Quick Jar Sterlization Note
New canning guidelines were released in 2015 and they state that if you are processing your jars in a water bath for ten or more minutes (or using a pressure canner) that it is not necessary to sterilize your jars. Sterilizing means boilings your jars for 10 minutes. So you may skip this step but it is still strongly recommended that you thoroughly wash and inspect your jars for any cracks. I also add the step of pouring boiling water over my jars before filling so that the drastic temperature change (hot stuff going into cool jars) does not cause them to crack or break.
For more information about the new canning guidelines check out this article.
Zesty Bread and Butter Pickles
Zesty Bread and Butter Pickles
An amazing mix of spice, crunch and sweetness, these bread and butter pickles are sure to please!
3cupsorganic cane sugar(or your granulated sugar of choice)
2tspred pepper flakes
1tspground ginger(ground cloves can be substituted)
Servings: pint jars
Combine your sliced cucumbers, bell peppers and onions into a large pot/bowl. Sprinkle with pickling salt and mix well. Store in the fridge for a minimum of 4 hours (up to 12 hours). This will help to draw out as much liquid from the vegetables as possible.
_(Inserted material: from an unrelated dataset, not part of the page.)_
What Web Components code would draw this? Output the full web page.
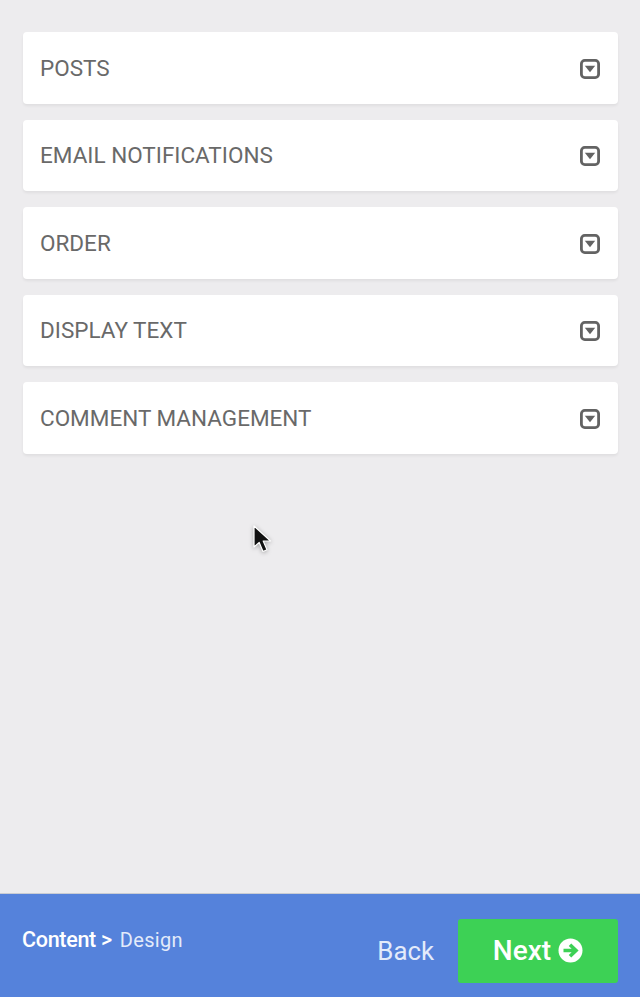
<!DOCTYPE html>
<html>
<head>
<meta charset="utf-8">
<style>
  html, body { margin: 0; height: 100%; }
  body { font-family: Roboto, "Liberation Sans", sans-serif; background: #edecee; }
</style>
</head>
<body>
<settings-screen>
  <accordion-card>POSTS</accordion-card>
  <accordion-card>EMAIL NOTIFICATIONS</accordion-card>
  <accordion-card>ORDER</accordion-card>
  <accordion-card>DISPLAY TEXT</accordion-card>
  <accordion-card>COMMENT MANAGEMENT</accordion-card>
  <wizard-footer slot="footer"></wizard-footer>
</settings-screen>

<script>
class SettingsScreen extends HTMLElement {
  constructor() {
    super();
    this.attachShadow({ mode: 'open' });
    this.shadowRoot.innerHTML = `
      <style>
        :host {
          display: flex;
          flex-direction: column;
          position: relative;
          width: 640px;
          height: 997px;
          overflow: hidden;
          background: #edecee;
        }
        .list {
          flex: 1;
          display: flex;
          flex-direction: column;
          gap: 16px;
          padding: 32px 22px 0 23px;
        }
        .cursor {
          position: absolute;
          left: 253px;
          top: 525px;
          filter: drop-shadow(0 1px 2px rgba(0,0,0,0.3));
        }
      </style>
      <div class="list"><slot></slot></div>
      <slot name="footer"></slot>
      <svg class="cursor" width="21" height="31" viewBox="0 0 21 31">
        <path d="M1 1 L1 22 L6.2 17.4 L10 26.5 L14 24.8 L10.2 16 L17.5 16 Z" fill="#111" stroke="#fff" stroke-width="1.2" stroke-linejoin="round"/>
      </svg>
    `;
  }
}

class AccordionCard extends HTMLElement {
  constructor() {
    super();
    this.attachShadow({ mode: 'open' });
    this.shadowRoot.innerHTML = `
      <style>
        :host {
          display: flex;
          align-items: center;
          justify-content: space-between;
          box-sizing: border-box;
          height: 71.5px;
          padding: 0 18px 0 17px;
          background: #fff;
          border-radius: 4px;
          box-shadow: 0 2px 3px rgba(0,0,0,0.06);
          color: #696969;
          font-size: 22.5px;
          line-height: 24px;
        }
        svg { display: block; position: relative; top: 1px; }
      </style>
      <span><slot></slot></span>
      <svg width="20" height="20" viewBox="0 0 20 20">
        <rect x="1.4" y="1.4" width="17.2" height="17.2" rx="3.4" fill="none" stroke="#636363" stroke-width="2.8"/>
        <path d="M4.8 6.8 H15.2 L10 13.2 Z" fill="#636363"/>
      </svg>
    `;
  }
}

class WizardFooter extends HTMLElement {
  constructor() {
    super();
    this.attachShadow({ mode: 'open' });
    this.shadowRoot.innerHTML = `
      <style>
        :host {
          display: flex;
          align-items: center;
          justify-content: space-between;
          box-sizing: border-box;
          height: 104px;
          padding: 0 22px 0 22px;
          background: #5582db;
          border-top: 1px solid #c9ccd3;
          color: #fff;
        }
        .crumbs {
          font-size: 20px;
          position: relative;
          top: -6px;
          display: flex;
          align-items: baseline;
          gap: 8px;
        }
        .crumbs b { font-size: 21.5px; font-weight: 500; letter-spacing: -0.3px; }
        .crumbs span { color: #e3ebfa; letter-spacing: 0.3px; }
        .actions { display: flex; align-items: center; gap: 24px; margin-top: 10px; }
        .back { font-size: 25.8px; color: #e3ebfa; background: none; border: 0; padding: 0; font-family: inherit; }
        .next {
          display: flex;
          align-items: center;
          justify-content: center;
          gap: 7px;
          width: 160px;
          height: 64px;
          border: 0;
          border-radius: 3px;
          background: #3dd155;
          color: #fff;
          font-family: inherit;
          font-size: 28px;
          font-weight: 500;
          padding: 0;
        }
      </style>
      <div class="crumbs"><b>Content &gt;</b><span>Design</span></div>
      <div class="actions">
        <button class="back">Back</button>
        <button class="next">Next
          <svg width="25" height="25" viewBox="0 0 25 25">
            <circle cx="12.5" cy="12.5" r="12" fill="#fff"/>
            <path d="M5.5 12.5 H17 M12 6.8 L18 12.5 L12 18.2" fill="none" stroke="#3dd155" stroke-width="3.6"/>
          </svg>
        </button>
      </div>
    `;
  }
}

customElements.define('settings-screen', SettingsScreen);
customElements.define('accordion-card', AccordionCard);
customElements.define('wizard-footer', WizardFooter);
</script>
</body>
</html>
After the vegetables are done sitting in the salt, rinse and drain them and set them aside.
If you plan on canning your pickles, prepare your jars and lids now. Please see the above note for the new canning sterilization guidelines that came out in 2015.
In a large pot combine your vinegar, sugar, mustard seeds, celery seeds, red pepper flakes, ginger and turmeric. Heat over medium heat until the sugar dissolves.
Once the sugar dissolves increase the heat to high and bring the brine to a boil. Once boiling add your drained and rinsed vegetables to the brine, combining them well. Cook your vegetables until they are heat all the way through (about five minutes or so).
If you are making refrigerator pickles you can skip the instructions below. Place your pickles in the jar of your choice, cover with brine and once cooled place them in the fridge. Consume within 30 days.
Using tongs, fill your cleaned/sterilized jars with the vegetables. Once they are all full, using a ladle, cover your vegetables/pickles with the brine leaving 1/2 inch of headspace (12mm).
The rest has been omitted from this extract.